Member of the Kansas House of Representatives from the 3rd district
- In office January 14, 2013 – January 12, 2015
- Preceded by: Terry Calloway
- Succeeded by: Chuck Smith
- In office January 10, 2005 – January 10, 2011
- Preceded by: R. J. Wilson
- Succeeded by: Terry Calloway

Personal details
- Born: April 18, 1964 (age 62) Pittsburg, Kansas, U.S.
- Party: Democratic
- Spouse: Henry Menghini
- Children: 3
- Alma mater: Pittsburg State University University of Kansas

= Julie Menghini =

American politician

Julie Menghini (born April 18, 1964) is a former Democratic House Minority Whip of the Kansas House of Representatives, who represented the 3rd district from 2005 to 2011, and again from 2013-2015. She served on the Joint Committee on Kansas Security, Elections and Transportation Committees as well as the House Taxation Committee, where she was the ranking minority member. Menghini ran for re-election in 2010, but was defeated by Republican Terry Calloway by a margin of less than 200 votes.

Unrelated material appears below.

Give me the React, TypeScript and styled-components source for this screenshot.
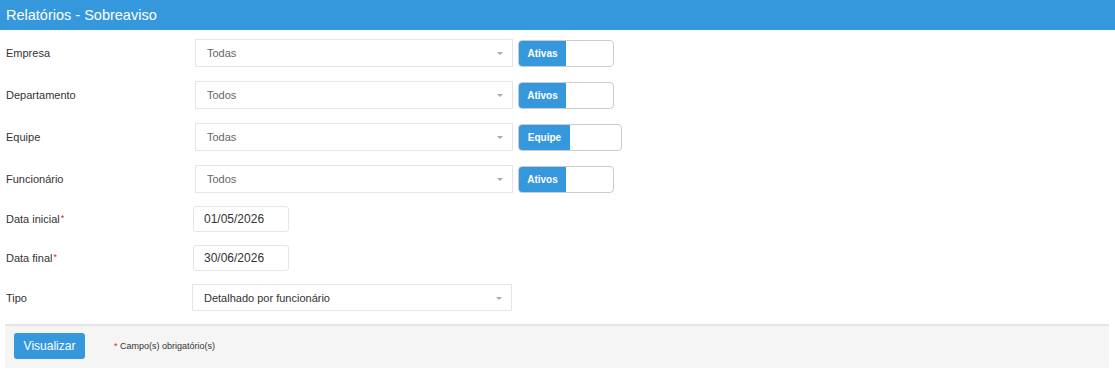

Menghini serves as a board member of Elm Acres Youth and Family Services, and a member of the PTO, Business Education Alliance committee for the Pittsburg Area Chamber of Commerce and USD 250. She also serves on the board of directors for the Alliance for Technology Commercialization.

She lives in Pittsburg and is married to Henry Menghini. They have three children - Aria, Connor, and Dante.